--- BEGIN Supplied data ---
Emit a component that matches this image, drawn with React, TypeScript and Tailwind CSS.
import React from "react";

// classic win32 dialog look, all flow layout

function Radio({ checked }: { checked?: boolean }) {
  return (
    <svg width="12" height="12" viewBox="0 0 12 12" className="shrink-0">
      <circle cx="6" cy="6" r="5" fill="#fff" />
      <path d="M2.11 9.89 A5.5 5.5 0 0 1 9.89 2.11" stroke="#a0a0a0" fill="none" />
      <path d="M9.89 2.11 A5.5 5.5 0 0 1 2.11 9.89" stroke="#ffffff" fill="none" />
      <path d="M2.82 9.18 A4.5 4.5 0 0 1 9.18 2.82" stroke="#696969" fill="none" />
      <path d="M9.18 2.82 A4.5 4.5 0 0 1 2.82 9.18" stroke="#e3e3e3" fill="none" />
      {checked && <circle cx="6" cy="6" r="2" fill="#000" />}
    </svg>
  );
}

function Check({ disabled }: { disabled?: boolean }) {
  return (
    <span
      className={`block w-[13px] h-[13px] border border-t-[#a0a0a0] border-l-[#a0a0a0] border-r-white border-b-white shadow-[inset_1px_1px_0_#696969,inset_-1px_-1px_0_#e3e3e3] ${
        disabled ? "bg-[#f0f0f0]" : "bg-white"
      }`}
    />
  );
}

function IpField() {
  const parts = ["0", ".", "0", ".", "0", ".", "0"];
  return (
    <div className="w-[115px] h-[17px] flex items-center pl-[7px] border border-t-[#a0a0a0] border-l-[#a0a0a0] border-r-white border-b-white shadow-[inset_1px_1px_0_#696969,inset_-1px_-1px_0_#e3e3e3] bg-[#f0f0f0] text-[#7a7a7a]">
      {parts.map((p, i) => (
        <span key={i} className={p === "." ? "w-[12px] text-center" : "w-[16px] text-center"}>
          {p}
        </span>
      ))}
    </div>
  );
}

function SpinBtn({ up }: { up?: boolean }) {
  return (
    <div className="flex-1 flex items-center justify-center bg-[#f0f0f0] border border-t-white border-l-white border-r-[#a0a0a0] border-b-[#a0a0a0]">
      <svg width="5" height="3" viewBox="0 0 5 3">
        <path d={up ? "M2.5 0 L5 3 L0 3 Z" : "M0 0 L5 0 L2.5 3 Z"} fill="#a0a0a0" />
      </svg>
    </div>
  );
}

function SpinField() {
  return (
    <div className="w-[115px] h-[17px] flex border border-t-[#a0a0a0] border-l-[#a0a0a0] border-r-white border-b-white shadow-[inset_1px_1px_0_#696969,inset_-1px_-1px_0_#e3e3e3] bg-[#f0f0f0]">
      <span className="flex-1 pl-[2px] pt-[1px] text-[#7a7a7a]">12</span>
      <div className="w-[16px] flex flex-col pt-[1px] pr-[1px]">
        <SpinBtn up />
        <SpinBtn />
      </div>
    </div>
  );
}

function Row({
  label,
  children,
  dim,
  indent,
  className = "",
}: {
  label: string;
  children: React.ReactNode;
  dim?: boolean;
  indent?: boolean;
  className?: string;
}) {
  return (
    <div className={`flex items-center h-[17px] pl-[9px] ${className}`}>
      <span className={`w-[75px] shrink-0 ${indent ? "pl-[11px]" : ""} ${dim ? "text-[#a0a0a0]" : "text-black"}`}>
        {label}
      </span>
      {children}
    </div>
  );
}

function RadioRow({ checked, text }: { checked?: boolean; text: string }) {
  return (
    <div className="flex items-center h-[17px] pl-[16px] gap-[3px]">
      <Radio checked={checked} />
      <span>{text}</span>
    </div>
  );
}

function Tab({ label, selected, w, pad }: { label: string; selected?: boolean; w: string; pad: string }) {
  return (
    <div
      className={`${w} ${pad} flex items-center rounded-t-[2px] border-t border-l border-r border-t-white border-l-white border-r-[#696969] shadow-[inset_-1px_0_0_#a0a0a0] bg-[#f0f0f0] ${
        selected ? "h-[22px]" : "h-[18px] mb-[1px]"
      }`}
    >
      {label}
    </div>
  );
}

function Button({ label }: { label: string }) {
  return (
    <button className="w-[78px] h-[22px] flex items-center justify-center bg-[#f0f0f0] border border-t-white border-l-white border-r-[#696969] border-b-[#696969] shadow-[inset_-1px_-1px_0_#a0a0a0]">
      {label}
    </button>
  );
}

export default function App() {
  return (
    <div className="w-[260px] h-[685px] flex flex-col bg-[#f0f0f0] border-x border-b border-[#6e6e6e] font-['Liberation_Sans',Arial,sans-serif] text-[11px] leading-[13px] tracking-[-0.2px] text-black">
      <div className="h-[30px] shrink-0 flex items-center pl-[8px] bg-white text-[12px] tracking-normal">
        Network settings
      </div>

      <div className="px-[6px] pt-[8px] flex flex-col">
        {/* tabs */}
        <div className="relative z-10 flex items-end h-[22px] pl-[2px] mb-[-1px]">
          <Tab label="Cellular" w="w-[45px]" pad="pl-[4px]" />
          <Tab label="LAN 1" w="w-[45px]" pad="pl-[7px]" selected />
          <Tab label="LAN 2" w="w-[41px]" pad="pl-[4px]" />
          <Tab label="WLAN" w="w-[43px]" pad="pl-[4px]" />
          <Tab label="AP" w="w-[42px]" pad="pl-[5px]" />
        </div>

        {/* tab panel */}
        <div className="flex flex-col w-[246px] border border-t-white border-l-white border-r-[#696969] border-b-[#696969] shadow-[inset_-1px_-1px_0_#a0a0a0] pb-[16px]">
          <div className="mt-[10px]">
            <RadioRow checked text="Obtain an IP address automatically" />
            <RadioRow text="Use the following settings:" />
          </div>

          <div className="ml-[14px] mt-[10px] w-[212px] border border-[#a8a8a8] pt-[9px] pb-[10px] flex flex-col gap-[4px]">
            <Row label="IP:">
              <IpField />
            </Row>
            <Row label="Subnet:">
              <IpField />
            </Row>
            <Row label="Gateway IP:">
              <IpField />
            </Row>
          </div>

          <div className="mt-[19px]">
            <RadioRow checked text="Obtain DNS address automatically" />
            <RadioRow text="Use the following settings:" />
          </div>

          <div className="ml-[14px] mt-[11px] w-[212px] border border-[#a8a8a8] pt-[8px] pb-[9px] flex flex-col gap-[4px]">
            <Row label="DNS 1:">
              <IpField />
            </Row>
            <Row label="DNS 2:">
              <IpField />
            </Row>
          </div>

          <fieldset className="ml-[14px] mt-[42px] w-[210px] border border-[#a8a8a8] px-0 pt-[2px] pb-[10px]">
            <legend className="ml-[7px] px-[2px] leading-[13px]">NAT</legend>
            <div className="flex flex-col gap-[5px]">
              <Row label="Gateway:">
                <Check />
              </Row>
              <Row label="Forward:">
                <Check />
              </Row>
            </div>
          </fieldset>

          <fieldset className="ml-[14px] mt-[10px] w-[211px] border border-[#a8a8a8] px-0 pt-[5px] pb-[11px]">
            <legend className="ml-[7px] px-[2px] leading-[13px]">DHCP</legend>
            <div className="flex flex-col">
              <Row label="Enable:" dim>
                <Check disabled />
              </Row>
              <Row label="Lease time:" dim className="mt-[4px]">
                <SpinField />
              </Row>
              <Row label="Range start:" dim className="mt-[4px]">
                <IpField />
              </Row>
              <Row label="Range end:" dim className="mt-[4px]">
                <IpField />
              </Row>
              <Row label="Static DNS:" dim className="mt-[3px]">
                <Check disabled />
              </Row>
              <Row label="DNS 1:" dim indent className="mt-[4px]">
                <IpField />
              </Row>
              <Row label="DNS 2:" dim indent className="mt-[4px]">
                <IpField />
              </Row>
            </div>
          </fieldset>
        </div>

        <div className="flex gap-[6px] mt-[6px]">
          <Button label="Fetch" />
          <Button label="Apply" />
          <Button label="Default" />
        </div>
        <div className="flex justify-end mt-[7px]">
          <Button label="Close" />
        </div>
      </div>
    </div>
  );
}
--- END Supplied data ---
> Written task
Reproduce only the lines from the top of the material through the one bearing "all flow layout", each exactly as it stands.

> Reply to the exercise
Emit a component that matches this image, drawn with React, TypeScript and Tailwind CSS.
import React from "react";

// classic win32 dialog look, all flow layout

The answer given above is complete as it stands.